McCarthy and Henry, friends after filming the upcoming comedy Superintelligence, wore looks that featured elements inspired by the five films. McCarthy was festooned with 53 stuffed rabbits in homage to Olivia Colman's Queen Anne of The Favourite; her wig was reminiscent of Margot Robbie's in Mary Queen of Scots; and her hat was a nod to The Ballad of Buster Scruggs. Henry's hair and eye makeup evoked Black Panther, which featured the work of eventual Oscar winner Carter, and he also donned a blue cape a la Mary Poppins

"As Costume Designers we struggle with people in our own industry UNDERSTANDING our job, on this one night where the work is supposed to be elevated (look at the international ratings) this is perhaps the most egregious misrepresentation not only of taste (which is subjective) but of value to the film making process. We are not just 'shoppers,' as our job is so often misunderstood," Phillips continued. "We constantly have to explain our job this kind of mockery only underscores frustration. Feels like major steps backwards. SHAME on the Academy for allowing this to be broadcast."

The post generated a healthy amount of comments from her friends group, and nearly all were in support of her opinion. Superstore costume designer Alix Hester commented that she's "getting very concerned about the lack of respect for our craft. Would they ever ridicule production design or cinematography in this way? I‘m tired of being called wardrobe with no understanding that we create costumes that inform a character and tell a story."

Another user, American Horror Story costumer designer Paula Bradley, agreed and went as far as to suggest an open letter to the L.A. Times.

Still, Cahill found support for her Oscars craft from Pitch Perfect 3 costume designer Salvador Perez who rushed to her defense. "A costume designer designed this and is very proud of it, she has posted many pics to her Instagram account about it, it may not be your taste, but it was designed by a fellow costume designer, not a producer," he wrote. "The beauty of costume design is that we get to show creativity in many ways, this was her vision. Be careful how you dismiss your colleagues' work."

Phillips responded to Perez to applaud Cahill's efforts while also defending her original point. "She and her team obviously worked meticulously to create such elaborate comedy. So bravo for doing her/their job well! I do not agree with the content and context of how that script was written. This is my opinion, and the opinion of many people here as well as many people who contacted me after seeing the show. We can agree to disagree. In my opinion this tacky and egregious misstep is about representation."
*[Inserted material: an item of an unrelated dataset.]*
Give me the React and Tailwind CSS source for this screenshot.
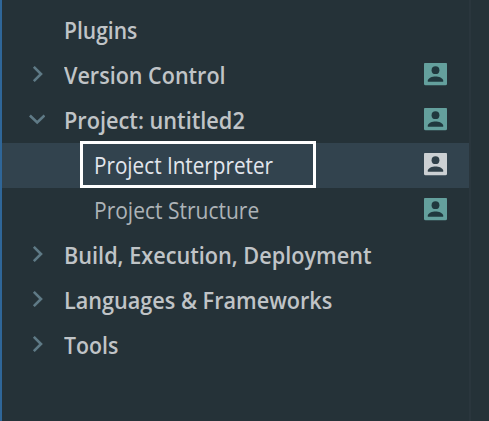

McCarthy and Henry didn't like the script either. Well, the original one that was presented to them by producers and so McCarthy came up with the idea to do something fresh. "It didn't reflect us or our friendship, so we just said, 'Look, if we are going to honor everyone on this list, let's fucking go for it,'" Henry told THR after the show during the Vanity Fair Oscar party. "So we went balls to the wall." 

Mission accomplished. Just depends on what wall one is looking at. On the flip side of Phillips were outlets like Elite Daily, which ran a story pulling reaction on Twitter below a headline that read, "Melissa McCarthy's 2019 Oscar Presentation for Best Costume Design Just Won the Night."

Phillips sent a statement to THR apologizing to McCarthy, Henry and Cahill, and adding that her intention with the post was to have a private dialogue with her Facebook community.

"Wednesday, I woke up to a friend alerting me that an article had been written around a private Facebook post. This particular post was addressed to my friends, family and circle of colleagues. I would like to apologize to Melissa McCarthy, Bryan Tyree Henry and costume designer Katja Cahill. My frustration should have been directed towards the Academy Awards show producers who are responsible for content. My intention was to express my dismay with the best costume design presentation, being the brunt of a joke during an evening where we are given the opportunity to elevate our craft," Phillips said in the statement. "As costume designers, we often feel misunderstood. I used my private forum to express my frustrations and ask my colleagues for their opinions and, unfortunately, my words were repurposed for an article without my consent. I never meant to directly disrespect any of the parties involved. I am deeply committed to and believe in artistic freedom and celebrating the art of costume design. In no way would I ever want to eclipse any attention away from the costume designers being honored with nominations. This was their night and I applaud them."